Mainstream media coverage of Ts'peten trial - February 6 / 97

TRIAL TURNS INTO PROBE OF MOUNTIES' ACTIONS

The Province
Thursday, February 6, 1997, page A8
by Holly Horwood, Staff Reporter

The man behind the RCMP video camera at the Gustafsen Lake standoff said he believed talk of "smear" campaigns against native Indians was intended as a joke.

But Norm Torp, the civilian director of the RCMP's audio-visual unit, also agrees that police used the media to discredit those inside the barricaded camp in the 1995 siege.

"That was part of the (RCMP's) media strategy," Torp told the B.C. Supreme Court trial in which 18 people are charged with offences ranging up to attempted murder.

Torp says he proposed the "documentary-style" project on the Gustafsen Lake standoff after interviewing the operations commander, Kamloops-based Supt. Len Olfert, for an RCMP training tape on civil disobedience.

That project included RCMP handling of native blockades at Adams Lake and the Douglas Lake Ranch earlier that summer in which Olfert was a central figure.

"It was outside the scope of the (original) project," Torp testified of the Gustafsen Lake proposal.

"But given the apparent nature of the Gustafsen operation, it may be worthwhile to document it for force training use."

A six-minute segment of a total of 46 hours of videotape shot by Torp on events surrounding the standoff has become pivotal in the marathon trial.

Since November, when Justice Bruce Josephson permitted an edited portion to be shown to jurors, the tone has shifted from a criminal trial to a public inquiry into RCMP tactics.

The prosecution maintains that provocative phrases -- including "smear campaigns are our specialty," said by RCMP media liaison officer Sgt. Peter Montague -- were said in jest and are of little significance.

But the defence -- set to open its case on Feb. 19 -- is expected to argue the "smear" comments reflect a mindset in which the RCMP were the aggressors at Gustafsen Lake.

Yesterday, Torp said he turned the camera off after Montague's comment made at a Sept. 1 session in 100 Mile House, because the meeting was "digressing."

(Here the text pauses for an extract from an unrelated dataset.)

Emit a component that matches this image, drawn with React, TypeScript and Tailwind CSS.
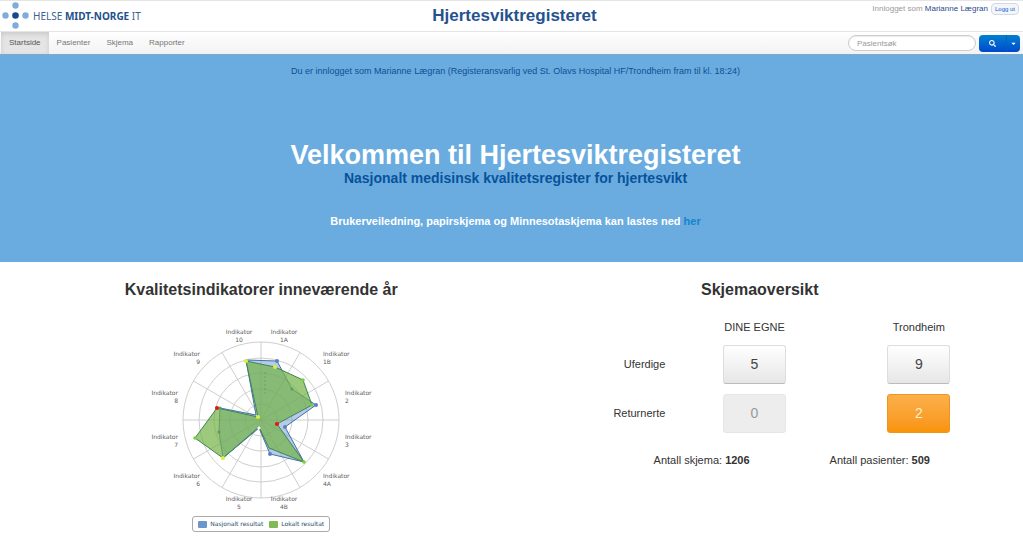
import { FaCaretDown, FaSearch } from "react-icons/fa";

type Point = [number, number];

const navItems = ["Startside", "Pasienter", "Skjema", "Rapporter"];

const rows = [
  { label: "Uferdige", own: 5, place: 9 },
  { label: "Returnerte", own: 0, place: 2, warn: true },
];

const national: Point[] = [
  [105, 38], [136, 39], [151, 67], [175, 83], [144, 105], [163, 140],
  [129, 132], [118, 106], [82, 136], [78, 110], [79, 86], [115, 93],
];

const local: Point[] = [
  [105, 39], [134, 45], [162, 58], [171, 83], [136, 102], [163, 140],
  [128, 126], [118, 105], [82, 136], [54, 116], [76, 86], [117, 95],
];

const chartLabels: { id: string; x: number; y: number; anchor: "start" | "middle" | "end" }[] = [
  { id: "1A", x: 143, y: 12, anchor: "middle" },
  { id: "1B", x: 182, y: 34, anchor: "start" },
  { id: "2", x: 204, y: 73, anchor: "start" },
  { id: "3", x: 204, y: 117, anchor: "start" },
  { id: "4A", x: 182, y: 156, anchor: "start" },
  { id: "4B", x: 143, y: 179, anchor: "middle" },
  { id: "5", x: 98, y: 179, anchor: "middle" },
  { id: "6", x: 59, y: 156, anchor: "end" },
  { id: "7", x: 37, y: 117, anchor: "end" },
  { id: "8", x: 37, y: 73, anchor: "end" },
  { id: "9", x: 59, y: 34, anchor: "end" },
  { id: "10", x: 98, y: 12, anchor: "middle" },
];

export default function App() {
  return (
    <div className="min-h-screen bg-white font-['Liberation_Sans',Arial,sans-serif] text-[#333]">
      <Header />
      <NavBar />
      <Hero />
      <main className="grid grid-cols-2 pl-3 pr-[14px] pt-4">
        <Indicators />
        <Overview />
      </main>
    </div>
  );
}

function Header() {
  return (
    <header className="grid h-8 grid-cols-[1fr_auto_1fr] items-center border-y border-[#e5e5e5]">
      <a href="#" className="flex items-center gap-1 font-['Noto_Sans',sans-serif] text-[10px] text-[#3a6191]">
        <Logo />
        <span>
          HELSE <b className="text-[#24508c]">MIDT-NORGE</b> IT
        </span>
      </a>
      <h1 className="pl-1.5 text-[17px] font-bold leading-5 text-[#25528f]">Hjertesviktregisteret</h1>
      <div className="flex items-center gap-[3px] self-start justify-self-end pr-1 pt-0.5 text-[8px] leading-3 text-[#999]">
        <span>
          Innlogget som <span className="text-[#2b4a90]">Marianne Lægran</span>
        </span>
        <button className="h-3 rounded-sm border border-[#d4d8e4] bg-[#f3f5fa] px-[3px] text-[6px] leading-none text-[#0b62c4]">
          Logg ut
        </button>
      </div>
    </header>
  );
}

function NavBar() {
  return (
    <nav className="flex h-[22px] items-stretch bg-linear-to-b from-white to-[#f2f2f2] pl-px pr-[3px] text-[8px] text-[#777]">
      {navItems.map((item, i) => (
        <a
          key={item}
          href="#"
          className={
            i === 0
              ? "flex items-center bg-[#e5e5e5] px-2 text-[#555] shadow-[inset_0_2px_5px_rgba(0,0,0,0.12)]"
              : "flex items-center px-2"
          }
        >
          {item}
        </a>
      ))}
      <form className="ml-auto flex items-center gap-[3px]">
        <input
          type="search"
          aria-label="Pasientsøk"
          placeholder="Pasientsøk"
          className="h-4 w-32 rounded-full border border-[#ccc] bg-white px-2 text-[8px] shadow-[inset_0_1px_1px_rgba(0,0,0,0.08)] placeholder:text-[#999]"
        />
        <div className="flex h-[17px] overflow-hidden rounded-sm bg-linear-to-b from-[#0580d0] to-[#0048cc] text-white">
          <button type="button" aria-label="Søk" className="grid w-7 place-items-center border-r border-[#0060c4]">
            <FaSearch className="size-[7px]" />
          </button>
          <button type="button" aria-label="Flere valg" className="grid w-[13px] place-items-center">
            <FaCaretDown className="size-[7px]" />
          </button>
        </div>
      </form>
    </nav>
  );
}

function Hero() {
  return (
    <section className="h-52 border-t border-[#7fa9c8] bg-[#6aacdf] pl-2 pt-2.5 text-center">
      <p className="text-[9px] leading-3 text-[#0d4f94]">
        Du er innlogget som Marianne Lægran (Registeransvarlig ved St. Olavs Hospital HF/Trondheim fram til kl. 18:24)
      </p>
      <h2 className="pt-[62px] text-[27px] font-bold leading-8 text-white">Velkommen til Hjertesviktregisteret</h2>
      <p className="text-[14px] font-bold leading-[14px] text-[#08529c]">
        Nasjonalt medisinsk kvalitetsregister for hjertesvikt
      </p>
      <p className="pt-7 text-[11px] font-bold leading-4 text-white">
        Brukerveiledning, papirskjema og Minnesotaskjema kan lastes ned{" "}
        <a href="#" className="text-[#1485cc]">her</a>
      </p>
    </section>
  );
}

function Indicators() {
  return (
    <section className="flex flex-col items-center">
      <h3 className="text-base font-bold leading-6">Kvalitetsindikatorer inneværende år</h3>
      <RadarChart />
      <ul className="mt-1 flex items-center gap-1.5 rounded-[3px] border border-[#aaa] px-[5px] py-0.5 font-['DejaVu_Sans',sans-serif] text-[6px] leading-[10px] text-[#274b6d]">
        <li className="flex items-center gap-[3px]">
          <span className="h-[7px] w-[9px] rounded-[1px] bg-[#6c97cb]" />
          Nasjonalt resultat
        </li>
        <li className="flex items-center gap-[3px]">
          <span className="h-[7px] w-[9px] rounded-[1px] bg-[#7fba55]" />
          Lokalt resultat
        </li>
      </ul>
    </section>
  );
}

function Overview() {
  return (
    <section>
      <h3 className="text-center text-base font-bold leading-6">Skjemaoversikt</h3>
      <div className="pr-2">
        <table className="mt-3 w-full table-fixed text-[11px]">
          <thead>
            <tr className="h-[26px]">
              <td className="w-[33%]" />
              <th scope="col" className="font-normal">DINE EGNE</th>
              <th scope="col" className="font-normal">Trondheim</th>
            </tr>
          </thead>
          <tbody>
            {rows.map((row) => (
              <tr key={row.label} className="h-[49px]">
                <th scope="row" className="pr-[7px] text-right font-normal">{row.label}</th>
                <td className="text-center">
                  <CountButton value={row.own} />
                </td>
                <td className="text-center">
                  <CountButton value={row.place} warn={row.warn} />
                </td>
              </tr>
            ))}
          </tbody>
        </table>
      </div>
      <div className="flex justify-center gap-20 pt-3.5 pl-16 text-[11px] leading-4">
        <span>
          Antall skjema: <b>1206</b>
        </span>
        <span>
          Antall pasienter: <b>509</b>
        </span>
      </div>
    </section>
  );
}

function CountButton({ value, warn }: { value: number; warn?: boolean }) {
  const look = warn
    ? "border-[#f0951c] bg-linear-to-b from-[#fbb04a] to-[#f89406] text-[#fff0d0]"
    : value === 0
      ? "border-[#e6e6e6] bg-[#ededed] text-[#999]"
      : "border-[#ddd] border-b-[#bbb] bg-linear-to-b from-white to-[#e6e6e6] text-[#444]";
  return (
    <button disabled={value === 0} className={`h-[39px] w-[63px] rounded-[3px] border align-middle text-[14px] ${look}`}>
      {value}
    </button>
  );
}

function Logo() {
  return (
    <svg viewBox="0 0 29 30" className="h-[30px] w-[29px]" aria-hidden>
      <g fill="#7fadd6">
        <circle cx="15.5" cy="4.5" r="3.2" />
        <circle cx="5.5" cy="14.5" r="3.2" />
        <circle cx="25.5" cy="14.5" r="3.2" />
        <circle cx="15.5" cy="24.5" r="3.2" />
      </g>
      <circle cx="15.5" cy="14.5" r="3.3" fill="#174a8c" />
    </svg>
  );
}

function RadarChart() {
  const spokes = Array.from({ length: 12 }, (_, i) => (i * Math.PI) / 6);
  return (
    <svg viewBox="0 0 240 190" className="mt-5 h-[190px] w-[240px] font-['DejaVu_Sans',sans-serif]" role="img" aria-label="Kvalitetsindikatorer">
      <g fill="none" stroke="#c8c8c8" strokeWidth="0.9">
        {[16, 31, 47, 62, 78].map((r) => (
          <circle key={r} cx="120" cy="98" r={r} />
        ))}
        {spokes.map((a) => (
          <line key={a} x1="120" y1="98" x2={120 + 78 * Math.sin(a)} y2={98 - 78 * Math.cos(a)} />
        ))}
      </g>
      <polygon points={national.join(" ")} fill="#6c97d2" fillOpacity="0.5" stroke="#4573a7" strokeWidth="1" />
      <polygon points={local.join(" ")} fill="#72b244" fillOpacity="0.7" stroke="#3f8558" strokeWidth="1" />
      {/* faint value axis */}
      <path d="M124 50v24" stroke="#5f9a66" strokeWidth="2" strokeDasharray="2 2" opacity="0.35" />
      <g fill="#5f7fc4">
        {[1, 3, 4, 6].map((i) => (
          <circle key={i} cx={national[i][0]} cy={national[i][1]} r="2" />
        ))}
      </g>
      <g fill="#5f9a66">
        {[2, 9, 10].map((i) => (
          <circle key={i} cx={national[i][0]} cy={national[i][1]} r="1.6" />
        ))}
      </g>
      {[0, 1, 8, 11].map((i) => (
        <circle key={i} cx={local[i][0]} cy={local[i][1]} r="2.1" fill="#d9f03c" />
      ))}
      {[2, 3, 5, 9].map((i) => (
        <circle key={i} cx={local[i][0]} cy={local[i][1]} r="1.8" fill="#76cf3e" />
      ))}
      {[4, 10].map((i) => (
        <circle key={i} cx={local[i][0]} cy={local[i][1]} r="2.1" fill="#e01a12" />
      ))}
      <circle cx={local[7][0]} cy={local[7][1] + 1} r="1.6" fill="#fff" />
      <g fontSize="6" fill="#606060">
        {chartLabels.map((l) => (
          <text key={l.id} x={l.x} y={l.y} textAnchor={l.anchor}>
            Indikator
            <tspan x={l.x} dy="8">{l.id}</tspan>
          </text>
        ))}
      </g>
    </svg>
  );
}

He said he took the comment as a joke at the time -- and afterward, when Montague told him he was joking while reviewing the tape.

"You knew it could be an embarrassment (to the RCMP)," said defence counsel George Wool.

"Taken out of context, that's correct," responded Torp.

The trial continues.


GUSTAFSEN STANDOFF COSTLY

The 30-day armed stand-off at Gustafsen Lake involved 400 RCMP officers and cost $5.5 million.

"It was an open budget," Kamloops Supt. Len Olfert recalls of the outlay. "We were running on a credit card essentially."

But taxpayers haven't seen the end of it. The criminal trial has lasted 119 days -- and the defence has yet to call a witness.

At $50,000 a day in court costs, the final bill is expected to climb above $6 million.

Fourteen native Indians and four non-natives, many defending themselves, face a battery of trespassing and weapons charges stemming from the siege, which was punctuated with shooting incidents but ended peacefully on Sept. 17, 1995.

Charged with attempted murder are camp leader William Jones Ignace (Wolverine), 65, who is alleged to have shot at police, and Ignace's mentally disabled son Joseph (JoJo), who allegedly fired at an undercover police unit.